Initially I created the following function which replaces anything between the words with a comma, removes whatever is before the first entry or after the last entry, and then splits and formats the string:

formatString <- function(string) {
  temp <- gsub('(\\[\\d+\\])?(\\s)?\\"', "", gsub('\"(\\s+)?(\\[\\d+\\])?(\\s+)?"', ",", string))
  
  temp <- unlist(str_split(temp, ","))
  
  dput(temp)
}

formatString(full_string)

## c("bell pepper", "bilberry", "blackberry", "blood orange", "blueberry", 
## "cantaloupe", "chili pepper", "cloudberry", "elderberry", "lime", 
## "lychee", "mulberry", "olive", "salal berry")

I also created an alternative function which instead extracts all the desired words from the string and then formats the string properly:

formatString <- function (string) {
  temp <- unlist(str_extract_all(string, '[a-zA-Z]+\\s?[a-zA_Z]+'))
  
  dput(temp)
}

formatString(full_string)

## c("bell pepper", "bilberry", "blackberry", "blood orange", "blueberry", 
## "cantaloupe", "chili pepper", "cloudberry", "elderberry", "lime", 
## "lychee", "mulberry", "olive", "salal berry")

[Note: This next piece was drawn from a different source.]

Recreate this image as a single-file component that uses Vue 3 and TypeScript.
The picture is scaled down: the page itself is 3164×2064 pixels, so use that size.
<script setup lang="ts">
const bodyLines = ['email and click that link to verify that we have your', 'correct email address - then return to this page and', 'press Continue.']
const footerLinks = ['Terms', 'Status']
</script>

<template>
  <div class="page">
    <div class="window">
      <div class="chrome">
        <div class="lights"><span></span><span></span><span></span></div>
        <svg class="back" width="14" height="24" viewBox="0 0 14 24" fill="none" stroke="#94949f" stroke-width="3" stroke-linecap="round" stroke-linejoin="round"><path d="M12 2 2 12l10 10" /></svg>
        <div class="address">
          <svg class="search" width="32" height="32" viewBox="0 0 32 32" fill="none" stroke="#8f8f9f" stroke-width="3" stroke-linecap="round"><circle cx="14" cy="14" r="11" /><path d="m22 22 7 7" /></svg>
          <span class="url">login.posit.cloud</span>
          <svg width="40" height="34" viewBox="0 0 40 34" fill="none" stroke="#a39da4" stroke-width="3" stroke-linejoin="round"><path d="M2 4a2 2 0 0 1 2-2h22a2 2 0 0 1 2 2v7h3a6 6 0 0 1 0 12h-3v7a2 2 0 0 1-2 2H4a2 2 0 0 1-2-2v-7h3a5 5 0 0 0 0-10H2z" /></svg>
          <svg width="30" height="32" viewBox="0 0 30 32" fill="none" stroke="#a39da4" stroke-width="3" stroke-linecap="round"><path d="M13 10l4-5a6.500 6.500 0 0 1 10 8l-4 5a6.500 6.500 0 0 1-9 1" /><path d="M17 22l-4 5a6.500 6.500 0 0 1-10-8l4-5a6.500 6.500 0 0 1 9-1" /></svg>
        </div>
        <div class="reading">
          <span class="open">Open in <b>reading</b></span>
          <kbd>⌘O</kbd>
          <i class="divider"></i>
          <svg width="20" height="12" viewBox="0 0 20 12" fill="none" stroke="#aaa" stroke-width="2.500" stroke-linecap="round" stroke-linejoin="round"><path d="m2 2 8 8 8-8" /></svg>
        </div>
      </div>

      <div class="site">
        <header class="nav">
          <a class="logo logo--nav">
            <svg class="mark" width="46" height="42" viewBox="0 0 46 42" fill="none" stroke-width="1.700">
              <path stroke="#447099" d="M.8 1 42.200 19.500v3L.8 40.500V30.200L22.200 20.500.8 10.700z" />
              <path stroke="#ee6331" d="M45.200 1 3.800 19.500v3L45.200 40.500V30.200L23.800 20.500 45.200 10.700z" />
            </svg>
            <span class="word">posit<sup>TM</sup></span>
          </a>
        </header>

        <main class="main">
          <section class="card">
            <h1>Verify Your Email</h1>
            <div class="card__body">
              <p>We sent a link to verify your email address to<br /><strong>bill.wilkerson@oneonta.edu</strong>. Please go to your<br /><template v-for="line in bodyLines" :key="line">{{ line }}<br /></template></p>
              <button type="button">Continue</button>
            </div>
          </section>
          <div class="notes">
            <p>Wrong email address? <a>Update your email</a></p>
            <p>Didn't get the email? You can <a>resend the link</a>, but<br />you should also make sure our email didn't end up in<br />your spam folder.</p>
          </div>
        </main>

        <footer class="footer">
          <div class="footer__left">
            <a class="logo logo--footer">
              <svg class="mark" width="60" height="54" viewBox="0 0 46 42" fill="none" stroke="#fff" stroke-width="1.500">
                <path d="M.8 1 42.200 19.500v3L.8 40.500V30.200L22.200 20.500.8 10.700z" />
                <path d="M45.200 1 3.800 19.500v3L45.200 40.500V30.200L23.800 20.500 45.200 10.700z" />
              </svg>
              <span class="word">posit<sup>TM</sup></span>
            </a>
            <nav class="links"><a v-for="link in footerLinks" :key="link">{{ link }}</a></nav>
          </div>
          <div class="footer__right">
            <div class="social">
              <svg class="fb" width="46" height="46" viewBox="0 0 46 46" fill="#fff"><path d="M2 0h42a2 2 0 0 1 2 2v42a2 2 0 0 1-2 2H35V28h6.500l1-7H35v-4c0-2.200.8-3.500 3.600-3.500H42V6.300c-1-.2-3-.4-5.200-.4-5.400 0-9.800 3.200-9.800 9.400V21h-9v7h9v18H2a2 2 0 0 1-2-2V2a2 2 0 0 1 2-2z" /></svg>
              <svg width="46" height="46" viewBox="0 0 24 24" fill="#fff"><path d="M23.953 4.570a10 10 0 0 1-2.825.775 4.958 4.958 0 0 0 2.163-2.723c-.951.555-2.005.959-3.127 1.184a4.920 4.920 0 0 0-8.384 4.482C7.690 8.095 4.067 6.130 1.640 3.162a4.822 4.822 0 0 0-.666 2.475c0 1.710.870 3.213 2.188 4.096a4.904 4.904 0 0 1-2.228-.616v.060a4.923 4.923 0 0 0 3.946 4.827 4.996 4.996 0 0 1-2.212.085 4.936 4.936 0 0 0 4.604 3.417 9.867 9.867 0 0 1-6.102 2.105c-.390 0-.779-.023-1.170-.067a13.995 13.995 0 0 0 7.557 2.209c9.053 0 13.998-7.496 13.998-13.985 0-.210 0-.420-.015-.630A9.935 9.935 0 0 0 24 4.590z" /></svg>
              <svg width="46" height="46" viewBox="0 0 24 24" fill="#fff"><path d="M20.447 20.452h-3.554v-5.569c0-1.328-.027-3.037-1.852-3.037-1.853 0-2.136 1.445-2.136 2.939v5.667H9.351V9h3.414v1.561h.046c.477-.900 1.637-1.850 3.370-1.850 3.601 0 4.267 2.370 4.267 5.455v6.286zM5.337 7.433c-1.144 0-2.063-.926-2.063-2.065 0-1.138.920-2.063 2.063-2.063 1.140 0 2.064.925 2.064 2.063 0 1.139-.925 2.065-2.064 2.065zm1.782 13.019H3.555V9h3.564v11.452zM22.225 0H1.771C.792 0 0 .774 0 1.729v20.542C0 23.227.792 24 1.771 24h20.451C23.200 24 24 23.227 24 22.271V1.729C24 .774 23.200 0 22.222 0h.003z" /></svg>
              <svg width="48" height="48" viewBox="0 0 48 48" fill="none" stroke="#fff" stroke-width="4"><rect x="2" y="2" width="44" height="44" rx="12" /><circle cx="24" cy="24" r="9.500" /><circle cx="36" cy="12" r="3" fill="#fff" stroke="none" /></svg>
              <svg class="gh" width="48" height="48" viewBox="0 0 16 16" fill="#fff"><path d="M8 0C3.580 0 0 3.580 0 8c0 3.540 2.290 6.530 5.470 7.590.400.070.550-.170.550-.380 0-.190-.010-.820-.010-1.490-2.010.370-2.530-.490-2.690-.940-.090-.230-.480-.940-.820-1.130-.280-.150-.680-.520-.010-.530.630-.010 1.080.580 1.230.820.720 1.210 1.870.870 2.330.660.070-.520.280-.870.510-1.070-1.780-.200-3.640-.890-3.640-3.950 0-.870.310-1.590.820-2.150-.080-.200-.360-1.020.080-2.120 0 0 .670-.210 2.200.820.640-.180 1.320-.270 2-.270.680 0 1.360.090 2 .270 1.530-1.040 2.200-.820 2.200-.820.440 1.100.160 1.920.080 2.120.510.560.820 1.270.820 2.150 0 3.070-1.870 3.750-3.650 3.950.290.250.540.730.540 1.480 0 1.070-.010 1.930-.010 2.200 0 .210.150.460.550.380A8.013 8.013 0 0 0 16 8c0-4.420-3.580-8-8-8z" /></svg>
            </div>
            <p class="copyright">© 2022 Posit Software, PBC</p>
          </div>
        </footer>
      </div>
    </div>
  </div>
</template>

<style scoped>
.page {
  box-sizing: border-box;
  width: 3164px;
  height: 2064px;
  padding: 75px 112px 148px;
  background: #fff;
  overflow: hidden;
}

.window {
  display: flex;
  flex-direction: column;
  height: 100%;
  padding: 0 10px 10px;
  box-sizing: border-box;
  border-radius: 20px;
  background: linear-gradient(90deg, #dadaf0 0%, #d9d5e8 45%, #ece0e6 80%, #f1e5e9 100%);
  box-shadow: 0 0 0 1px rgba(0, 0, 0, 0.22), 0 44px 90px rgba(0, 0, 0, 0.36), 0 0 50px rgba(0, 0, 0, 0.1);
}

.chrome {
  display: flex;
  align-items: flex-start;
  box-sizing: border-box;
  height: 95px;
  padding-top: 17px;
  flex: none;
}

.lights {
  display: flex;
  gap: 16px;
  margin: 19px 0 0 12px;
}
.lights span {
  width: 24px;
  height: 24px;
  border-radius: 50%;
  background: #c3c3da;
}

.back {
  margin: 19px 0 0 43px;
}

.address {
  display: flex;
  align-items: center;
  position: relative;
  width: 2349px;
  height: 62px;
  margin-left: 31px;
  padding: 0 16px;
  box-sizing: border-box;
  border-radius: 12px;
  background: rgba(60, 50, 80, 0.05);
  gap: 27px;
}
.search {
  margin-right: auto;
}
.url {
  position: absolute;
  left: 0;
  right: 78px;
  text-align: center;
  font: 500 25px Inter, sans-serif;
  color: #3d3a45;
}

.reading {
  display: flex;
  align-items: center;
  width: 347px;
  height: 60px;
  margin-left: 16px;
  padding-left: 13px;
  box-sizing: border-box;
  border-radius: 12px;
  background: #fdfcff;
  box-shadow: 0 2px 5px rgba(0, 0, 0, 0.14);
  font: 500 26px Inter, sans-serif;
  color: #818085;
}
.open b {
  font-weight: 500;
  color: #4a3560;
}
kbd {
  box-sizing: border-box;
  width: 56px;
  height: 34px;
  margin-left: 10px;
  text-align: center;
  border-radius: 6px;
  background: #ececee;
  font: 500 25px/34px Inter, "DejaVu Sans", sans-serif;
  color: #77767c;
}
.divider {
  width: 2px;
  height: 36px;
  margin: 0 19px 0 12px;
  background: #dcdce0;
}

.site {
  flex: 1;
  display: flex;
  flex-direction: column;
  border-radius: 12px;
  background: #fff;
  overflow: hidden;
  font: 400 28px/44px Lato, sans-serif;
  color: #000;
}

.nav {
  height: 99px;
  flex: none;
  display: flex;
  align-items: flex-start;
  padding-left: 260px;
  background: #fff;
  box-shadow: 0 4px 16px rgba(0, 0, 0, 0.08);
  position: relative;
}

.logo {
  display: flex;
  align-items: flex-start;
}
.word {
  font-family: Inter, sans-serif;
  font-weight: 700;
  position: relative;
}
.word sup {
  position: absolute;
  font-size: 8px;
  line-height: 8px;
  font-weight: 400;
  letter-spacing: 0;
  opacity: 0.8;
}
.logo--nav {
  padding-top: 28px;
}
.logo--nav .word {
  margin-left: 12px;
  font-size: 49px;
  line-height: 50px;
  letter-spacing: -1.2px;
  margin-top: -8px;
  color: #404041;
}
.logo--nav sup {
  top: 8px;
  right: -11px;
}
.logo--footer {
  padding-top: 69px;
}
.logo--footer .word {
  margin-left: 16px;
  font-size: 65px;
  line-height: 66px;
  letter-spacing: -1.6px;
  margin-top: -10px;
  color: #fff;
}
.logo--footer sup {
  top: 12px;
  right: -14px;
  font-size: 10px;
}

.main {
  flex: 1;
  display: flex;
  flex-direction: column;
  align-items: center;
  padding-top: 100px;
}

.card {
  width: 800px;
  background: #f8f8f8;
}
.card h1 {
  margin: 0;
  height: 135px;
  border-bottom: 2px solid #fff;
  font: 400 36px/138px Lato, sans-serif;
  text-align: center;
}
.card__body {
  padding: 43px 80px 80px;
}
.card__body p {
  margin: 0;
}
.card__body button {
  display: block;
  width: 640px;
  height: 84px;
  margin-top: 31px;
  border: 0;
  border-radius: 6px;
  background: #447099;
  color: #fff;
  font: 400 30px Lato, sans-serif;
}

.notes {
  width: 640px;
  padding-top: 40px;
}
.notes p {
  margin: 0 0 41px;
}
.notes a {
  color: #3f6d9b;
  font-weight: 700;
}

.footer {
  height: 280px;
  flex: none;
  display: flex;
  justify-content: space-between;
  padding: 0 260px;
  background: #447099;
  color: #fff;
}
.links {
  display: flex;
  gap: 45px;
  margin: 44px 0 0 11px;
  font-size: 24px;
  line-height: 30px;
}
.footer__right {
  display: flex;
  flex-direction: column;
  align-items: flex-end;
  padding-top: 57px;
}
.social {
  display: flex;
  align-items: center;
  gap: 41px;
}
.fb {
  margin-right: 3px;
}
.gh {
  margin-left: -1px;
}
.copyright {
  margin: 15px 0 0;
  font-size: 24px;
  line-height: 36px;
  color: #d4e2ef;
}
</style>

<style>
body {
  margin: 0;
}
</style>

Both functions output the same desired format.

Problem 3

Describe, in words, what these expressions will match:

(.)\1\1

This will match any three consecutive characters that are all the same (ex: 'ooo'). The (.) captures a character in a group and each \1 calls that group (i.e. matches to that same character).

"(.)(.)\\2\\1"

This will match any four consecutive characters in the string where the last two characters are the same as the first two characters in reverse (ex: 'eppe' in pepper). Each (.) groups one characters and then \2 and \1 call those groups in the reverse.

(..)\1

This will match any four consecutive characters where the first two are the same as the last two (ex: 'anan' in banana). (..) groups two consecutive characters and \1 matches the same two characters.

"(.).\\1.\\1"

This will match any five consecutive characters where character 1, 3, and 5 are the same (ex: 'abana' in cabana). (.) groups a character, . can be any character, \1 matches the first character, . can again be any character, and \1 again matches the first character.

"(.)(.)(.).*\\3\\2\\1"

This will match any string that contains at least six characters where the last three characters are the same as the first three characters in reverse order (ex: 'abcanythingcba'). Each (.) captures a different character, .* matches any number of characters, and \3, \2, \1 match the first three characters in reverse order.

test_string_3 <- c("coool", "banana", "cabana", "pepper", "boooo", "abcanythingcba", "deffed")

str_view(test_string_3, '(.)\\1\\1')

str_view(test_string_3, '(.)(.)\\2\\1')

str_view(test_string_3, '(..)\\1')

str_view(test_string_3, '(.).\\1.\\1')

str_view(test_string_3, '(.)(.)(.).*\\3\\2\\1')

Problem 4

Construct regular expressions to match words that:

Start and end with the same character.

"^(.).*\\1$"
Contain a repeated pair of letters (e.g. “church” contains “ch” repeated twice).

"(..).*\\1"
Contain one letter repeated in at least three places (e.g. “eleven” contains three “e”s).

"(.).*\\1.*\\1"

test_string_4 <- c("stats", "church", "blurb", "eleven", "strawberry", "pepper")

str_view(test_string_4, '^(.).*\\1$')

str_view(test_string_4, '(..).*\\1')

str_view(test_string_4, '(.).*\\1.*\\1')